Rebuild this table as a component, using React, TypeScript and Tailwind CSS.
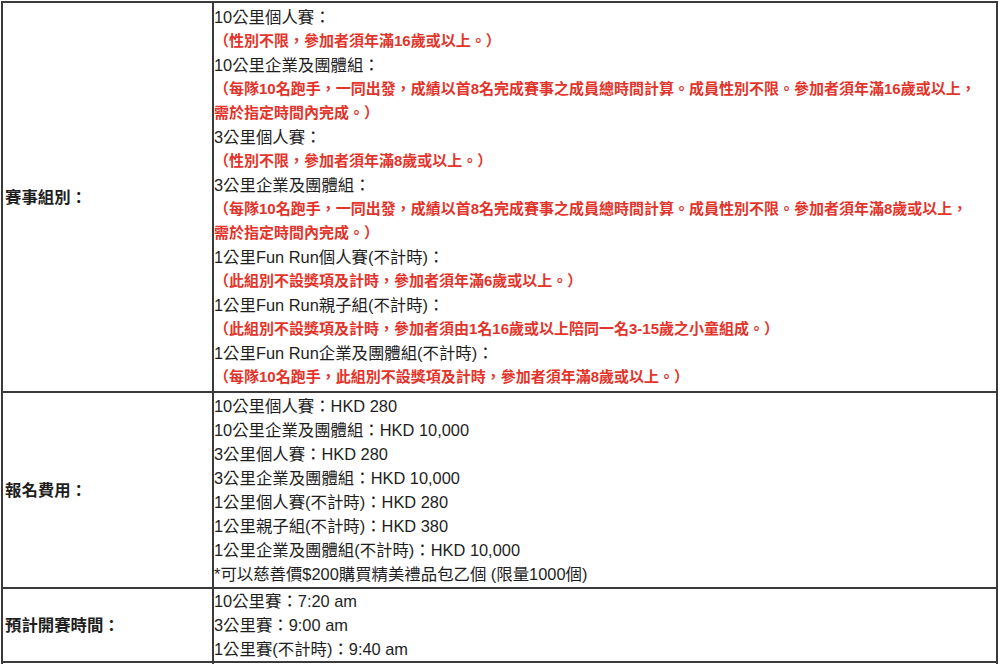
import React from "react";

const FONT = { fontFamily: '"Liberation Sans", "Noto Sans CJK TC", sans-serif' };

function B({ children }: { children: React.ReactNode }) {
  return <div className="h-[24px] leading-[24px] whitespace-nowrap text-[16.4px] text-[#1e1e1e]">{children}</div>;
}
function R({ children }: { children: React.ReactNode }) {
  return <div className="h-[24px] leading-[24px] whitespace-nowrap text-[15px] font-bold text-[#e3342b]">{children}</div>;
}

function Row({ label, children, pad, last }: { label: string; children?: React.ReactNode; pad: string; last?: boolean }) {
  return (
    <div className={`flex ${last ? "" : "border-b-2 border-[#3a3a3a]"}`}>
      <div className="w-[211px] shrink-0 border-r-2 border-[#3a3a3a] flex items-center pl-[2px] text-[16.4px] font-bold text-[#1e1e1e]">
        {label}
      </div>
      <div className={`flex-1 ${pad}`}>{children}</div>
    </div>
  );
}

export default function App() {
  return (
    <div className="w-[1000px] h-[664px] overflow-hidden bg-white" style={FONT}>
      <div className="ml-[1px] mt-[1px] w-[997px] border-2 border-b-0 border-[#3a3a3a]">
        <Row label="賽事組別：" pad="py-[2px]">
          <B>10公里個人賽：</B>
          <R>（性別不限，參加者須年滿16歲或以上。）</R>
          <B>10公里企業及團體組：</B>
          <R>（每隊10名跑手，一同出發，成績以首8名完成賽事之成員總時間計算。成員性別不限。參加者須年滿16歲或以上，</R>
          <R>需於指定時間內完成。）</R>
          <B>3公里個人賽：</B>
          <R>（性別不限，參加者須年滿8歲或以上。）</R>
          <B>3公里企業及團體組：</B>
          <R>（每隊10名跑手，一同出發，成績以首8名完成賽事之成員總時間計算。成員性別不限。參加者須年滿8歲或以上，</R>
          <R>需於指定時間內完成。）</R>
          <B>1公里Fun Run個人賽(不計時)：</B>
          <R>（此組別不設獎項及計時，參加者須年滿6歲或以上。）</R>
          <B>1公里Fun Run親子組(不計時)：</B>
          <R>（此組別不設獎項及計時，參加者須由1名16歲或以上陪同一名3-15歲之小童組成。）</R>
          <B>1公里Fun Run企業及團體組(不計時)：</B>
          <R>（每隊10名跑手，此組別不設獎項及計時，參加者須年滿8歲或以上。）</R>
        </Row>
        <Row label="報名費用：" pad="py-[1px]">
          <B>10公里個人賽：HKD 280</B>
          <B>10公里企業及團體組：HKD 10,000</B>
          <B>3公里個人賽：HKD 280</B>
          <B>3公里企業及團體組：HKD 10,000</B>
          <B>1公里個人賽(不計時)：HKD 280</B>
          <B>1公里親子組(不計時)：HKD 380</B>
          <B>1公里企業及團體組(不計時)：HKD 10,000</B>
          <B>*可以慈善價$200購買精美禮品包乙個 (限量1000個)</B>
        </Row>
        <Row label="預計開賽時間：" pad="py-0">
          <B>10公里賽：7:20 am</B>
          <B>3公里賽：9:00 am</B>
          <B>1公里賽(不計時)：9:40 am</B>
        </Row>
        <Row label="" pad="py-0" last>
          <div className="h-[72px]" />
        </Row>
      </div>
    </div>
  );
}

------------------------------

GIVEN PROBLEM
Write out the material above once more, exactly as it reads, with no pictures.

EXERCISE OUTPUT
Rebuild this table as a component, using React, TypeScript and Tailwind CSS.
import React from "react";

const FONT = { fontFamily: '"Liberation Sans", "Noto Sans CJK TC", sans-serif' };

function B({ children }: { children: React.ReactNode }) {
  return <div className="h-[24px] leading-[24px] whitespace-nowrap text-[16.4px] text-[#1e1e1e]">{children}</div>;
}
function R({ children }: { children: React.ReactNode }) {
  return <div className="h-[24px] leading-[24px] whitespace-nowrap text-[15px] font-bold text-[#e3342b]">{children}</div>;
}

function Row({ label, children, pad, last }: { label: string; children?: React.ReactNode; pad: string; last?: boolean }) {
  return (
    <div className={`flex ${last ? "" : "border-b-2 border-[#3a3a3a]"}`}>
      <div className="w-[211px] shrink-0 border-r-2 border-[#3a3a3a] flex items-center pl-[2px] text-[16.4px] font-bold text-[#1e1e1e]">
        {label}
      </div>
      <div className={`flex-1 ${pad}`}>{children}</div>
    </div>
  );
}

export default function App() {
  return (
    <div className="w-[1000px] h-[664px] overflow-hidden bg-white" style={FONT}>
      <div className="ml-[1px] mt-[1px] w-[997px] border-2 border-b-0 border-[#3a3a3a]">
        <Row label="賽事組別：" pad="py-[2px]">
          <B>10公里個人賽：</B>
          <R>（性別不限，參加者須年滿16歲或以上。）</R>
          <B>10公里企業及團體組：</B>
          <R>（每隊10名跑手，一同出發，成績以首8名完成賽事之成員總時間計算。成員性別不限。參加者須年滿16歲或以上，</R>
          <R>需於指定時間內完成。）</R>
          <B>3公里個人賽：</B>
          <R>（性別不限，參加者須年滿8歲或以上。）</R>
          <B>3公里企業及團體組：</B>
          <R>（每隊10名跑手，一同出發，成績以首8名完成賽事之成員總時間計算。成員性別不限。參加者須年滿8歲或以上，</R>
          <R>需於指定時間內完成。）</R>
          <B>1公里Fun Run個人賽(不計時)：</B>
          <R>（此組別不設獎項及計時，參加者須年滿6歲或以上。）</R>
          <B>1公里Fun Run親子組(不計時)：</B>
          <R>（此組別不設獎項及計時，參加者須由1名16歲或以上陪同一名3-15歲之小童組成。）</R>
          <B>1公里Fun Run企業及團體組(不計時)：</B>
          <R>（每隊10名跑手，此組別不設獎項及計時，參加者須年滿8歲或以上。）</R>
        </Row>
        <Row label="報名費用：" pad="py-[1px]">
          <B>10公里個人賽：HKD 280</B>
          <B>10公里企業及團體組：HKD 10,000</B>
          <B>3公里個人賽：HKD 280</B>
          <B>3公里企業及團體組：HKD 10,000</B>
          <B>1公里個人賽(不計時)：HKD 280</B>
          <B>1公里親子組(不計時)：HKD 380</B>
          <B>1公里企業及團體組(不計時)：HKD 10,000</B>
          <B>*可以慈善價$200購買精美禮品包乙個 (限量1000個)</B>
        </Row>
        <Row label="預計開賽時間：" pad="py-0">
          <B>10公里賽：7:20 am</B>
          <B>3公里賽：9:00 am</B>
          <B>1公里賽(不計時)：9:40 am</B>
        </Row>
        <Row label="" pad="py-0" last>
          <div className="h-[72px]" />
        </Row>
      </div>
    </div>
  );
}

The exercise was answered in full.